**Aim of the exercise**: Tally up the lines carrying the string "that" and respond with only the resulting number.

**Data extract**:
++++++++++

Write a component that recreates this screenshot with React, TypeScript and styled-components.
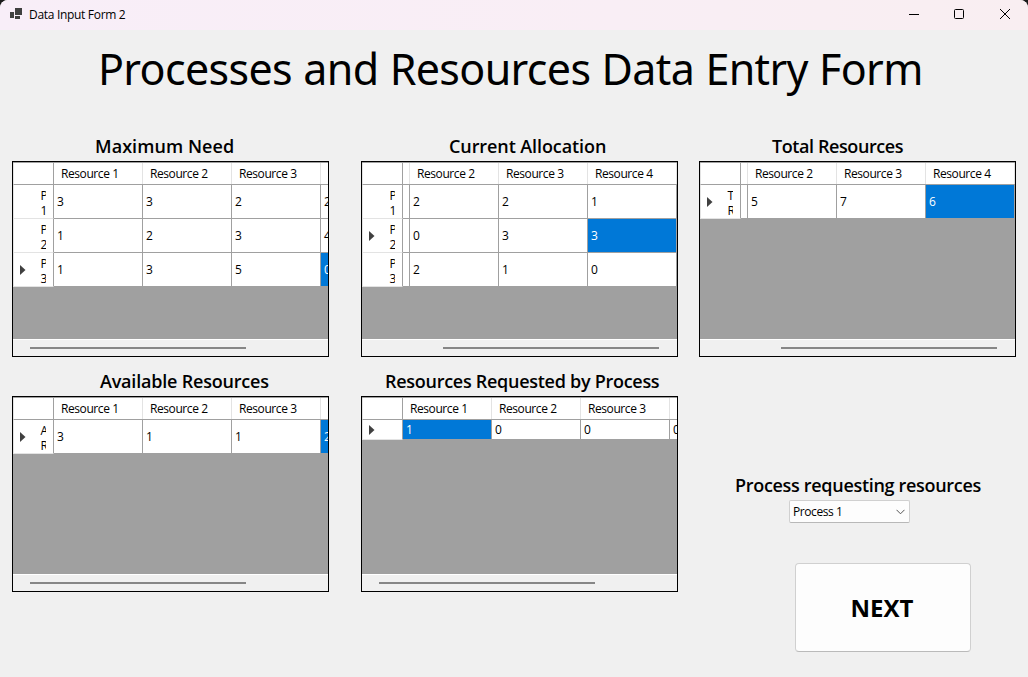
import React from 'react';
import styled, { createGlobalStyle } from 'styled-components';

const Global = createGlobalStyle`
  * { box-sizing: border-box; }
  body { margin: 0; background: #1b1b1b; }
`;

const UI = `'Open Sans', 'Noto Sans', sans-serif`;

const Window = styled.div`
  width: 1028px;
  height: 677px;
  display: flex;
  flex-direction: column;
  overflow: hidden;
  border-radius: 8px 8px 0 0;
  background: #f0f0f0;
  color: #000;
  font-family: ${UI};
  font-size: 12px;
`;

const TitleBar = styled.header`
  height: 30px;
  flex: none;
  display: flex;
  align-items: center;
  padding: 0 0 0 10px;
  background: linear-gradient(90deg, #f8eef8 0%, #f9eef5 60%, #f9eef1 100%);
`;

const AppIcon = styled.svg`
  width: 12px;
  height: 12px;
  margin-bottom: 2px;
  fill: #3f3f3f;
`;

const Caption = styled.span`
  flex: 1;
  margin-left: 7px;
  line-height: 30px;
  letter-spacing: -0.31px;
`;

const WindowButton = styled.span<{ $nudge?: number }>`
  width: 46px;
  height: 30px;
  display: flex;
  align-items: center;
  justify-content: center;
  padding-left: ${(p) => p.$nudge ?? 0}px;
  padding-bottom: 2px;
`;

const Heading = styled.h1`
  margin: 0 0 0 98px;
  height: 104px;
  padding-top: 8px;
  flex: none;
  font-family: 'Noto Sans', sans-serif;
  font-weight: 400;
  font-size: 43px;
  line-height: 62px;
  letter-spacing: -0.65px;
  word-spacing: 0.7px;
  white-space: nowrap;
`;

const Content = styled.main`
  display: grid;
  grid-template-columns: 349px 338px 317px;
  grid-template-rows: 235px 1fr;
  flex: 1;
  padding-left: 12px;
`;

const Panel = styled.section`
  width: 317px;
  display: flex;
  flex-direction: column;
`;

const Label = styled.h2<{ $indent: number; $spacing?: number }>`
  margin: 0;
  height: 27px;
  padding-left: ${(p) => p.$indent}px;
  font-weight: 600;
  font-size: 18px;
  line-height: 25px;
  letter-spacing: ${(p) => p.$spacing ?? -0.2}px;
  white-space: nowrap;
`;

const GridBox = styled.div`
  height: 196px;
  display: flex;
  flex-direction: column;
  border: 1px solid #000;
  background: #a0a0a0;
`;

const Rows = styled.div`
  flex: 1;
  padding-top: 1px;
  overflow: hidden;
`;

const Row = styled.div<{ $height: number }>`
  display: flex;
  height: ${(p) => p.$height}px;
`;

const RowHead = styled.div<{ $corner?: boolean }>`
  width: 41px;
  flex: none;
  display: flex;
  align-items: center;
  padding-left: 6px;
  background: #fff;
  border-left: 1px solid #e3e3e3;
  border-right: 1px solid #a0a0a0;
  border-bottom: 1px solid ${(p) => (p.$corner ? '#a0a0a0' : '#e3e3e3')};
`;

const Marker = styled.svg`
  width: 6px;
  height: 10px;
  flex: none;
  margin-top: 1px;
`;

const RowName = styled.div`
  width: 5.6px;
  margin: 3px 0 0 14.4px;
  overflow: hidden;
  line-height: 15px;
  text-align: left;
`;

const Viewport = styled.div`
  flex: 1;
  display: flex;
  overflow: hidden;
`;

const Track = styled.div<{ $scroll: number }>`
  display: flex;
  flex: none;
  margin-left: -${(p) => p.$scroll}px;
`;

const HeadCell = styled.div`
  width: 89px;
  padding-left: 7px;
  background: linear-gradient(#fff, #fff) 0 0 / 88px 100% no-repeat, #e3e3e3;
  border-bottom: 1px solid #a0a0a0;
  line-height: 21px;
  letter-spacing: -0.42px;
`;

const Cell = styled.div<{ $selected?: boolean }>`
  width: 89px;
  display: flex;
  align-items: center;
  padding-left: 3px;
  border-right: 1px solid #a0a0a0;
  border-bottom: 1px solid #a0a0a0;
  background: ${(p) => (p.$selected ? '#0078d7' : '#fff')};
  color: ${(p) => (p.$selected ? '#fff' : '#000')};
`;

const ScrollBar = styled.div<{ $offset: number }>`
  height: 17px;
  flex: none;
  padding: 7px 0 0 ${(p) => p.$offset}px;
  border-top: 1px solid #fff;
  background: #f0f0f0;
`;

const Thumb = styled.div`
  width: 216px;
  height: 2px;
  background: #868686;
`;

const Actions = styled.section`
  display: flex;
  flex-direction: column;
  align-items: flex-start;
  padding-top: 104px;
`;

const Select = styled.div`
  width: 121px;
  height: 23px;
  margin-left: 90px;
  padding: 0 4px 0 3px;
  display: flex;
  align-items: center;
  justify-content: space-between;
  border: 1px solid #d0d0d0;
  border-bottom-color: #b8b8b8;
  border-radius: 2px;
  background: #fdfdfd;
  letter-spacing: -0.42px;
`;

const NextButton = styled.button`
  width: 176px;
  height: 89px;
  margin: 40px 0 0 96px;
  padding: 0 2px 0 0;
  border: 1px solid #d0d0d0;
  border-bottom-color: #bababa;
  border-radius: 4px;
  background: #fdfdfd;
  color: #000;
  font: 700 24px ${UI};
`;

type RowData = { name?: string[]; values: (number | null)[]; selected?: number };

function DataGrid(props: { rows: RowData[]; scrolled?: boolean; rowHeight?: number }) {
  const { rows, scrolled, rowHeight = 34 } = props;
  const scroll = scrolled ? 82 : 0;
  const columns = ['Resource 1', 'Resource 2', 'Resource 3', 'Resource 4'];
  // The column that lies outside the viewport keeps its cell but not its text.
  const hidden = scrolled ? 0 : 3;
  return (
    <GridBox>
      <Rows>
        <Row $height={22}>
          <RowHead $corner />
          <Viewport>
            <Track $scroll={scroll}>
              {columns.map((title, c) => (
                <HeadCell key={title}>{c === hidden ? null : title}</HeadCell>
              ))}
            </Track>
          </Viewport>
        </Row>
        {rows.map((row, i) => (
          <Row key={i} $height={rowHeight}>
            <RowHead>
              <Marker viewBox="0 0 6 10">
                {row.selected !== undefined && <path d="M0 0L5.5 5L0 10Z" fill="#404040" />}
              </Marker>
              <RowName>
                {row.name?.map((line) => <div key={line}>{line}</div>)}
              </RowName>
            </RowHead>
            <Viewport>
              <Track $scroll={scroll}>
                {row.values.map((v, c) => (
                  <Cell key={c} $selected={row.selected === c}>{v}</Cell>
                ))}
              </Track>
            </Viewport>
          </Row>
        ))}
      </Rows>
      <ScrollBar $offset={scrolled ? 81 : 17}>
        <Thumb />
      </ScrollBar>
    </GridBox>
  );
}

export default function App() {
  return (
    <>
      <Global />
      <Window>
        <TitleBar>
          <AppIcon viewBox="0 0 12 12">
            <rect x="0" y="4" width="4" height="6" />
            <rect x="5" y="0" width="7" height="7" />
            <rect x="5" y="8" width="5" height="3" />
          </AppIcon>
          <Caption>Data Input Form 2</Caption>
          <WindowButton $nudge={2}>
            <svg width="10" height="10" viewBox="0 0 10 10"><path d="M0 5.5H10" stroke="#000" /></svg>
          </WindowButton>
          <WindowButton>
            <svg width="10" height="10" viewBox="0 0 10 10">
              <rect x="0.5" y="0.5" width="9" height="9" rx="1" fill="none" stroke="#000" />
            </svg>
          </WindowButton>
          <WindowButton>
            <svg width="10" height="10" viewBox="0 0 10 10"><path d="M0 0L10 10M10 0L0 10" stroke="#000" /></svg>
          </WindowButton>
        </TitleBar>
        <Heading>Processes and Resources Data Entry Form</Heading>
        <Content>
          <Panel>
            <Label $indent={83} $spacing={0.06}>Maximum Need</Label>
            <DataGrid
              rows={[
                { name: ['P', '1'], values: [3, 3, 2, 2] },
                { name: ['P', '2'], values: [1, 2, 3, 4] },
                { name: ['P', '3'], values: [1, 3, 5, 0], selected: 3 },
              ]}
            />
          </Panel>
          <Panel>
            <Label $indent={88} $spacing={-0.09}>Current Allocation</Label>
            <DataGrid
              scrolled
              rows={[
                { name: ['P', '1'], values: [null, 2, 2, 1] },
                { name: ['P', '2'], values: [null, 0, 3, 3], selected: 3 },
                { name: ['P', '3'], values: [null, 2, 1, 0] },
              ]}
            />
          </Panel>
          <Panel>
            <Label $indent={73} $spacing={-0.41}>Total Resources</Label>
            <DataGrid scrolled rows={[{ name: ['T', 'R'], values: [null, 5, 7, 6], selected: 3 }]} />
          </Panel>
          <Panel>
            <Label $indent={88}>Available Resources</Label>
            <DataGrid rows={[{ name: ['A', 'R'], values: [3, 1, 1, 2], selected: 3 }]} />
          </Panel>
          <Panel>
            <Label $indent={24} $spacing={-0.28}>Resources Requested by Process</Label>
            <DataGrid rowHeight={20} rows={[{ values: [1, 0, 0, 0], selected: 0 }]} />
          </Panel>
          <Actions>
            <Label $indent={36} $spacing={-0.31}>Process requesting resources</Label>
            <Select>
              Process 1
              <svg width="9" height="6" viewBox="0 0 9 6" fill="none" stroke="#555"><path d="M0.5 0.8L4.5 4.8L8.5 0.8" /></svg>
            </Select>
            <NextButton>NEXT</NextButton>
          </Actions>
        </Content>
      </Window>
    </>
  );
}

++++++++++

**The result**: 2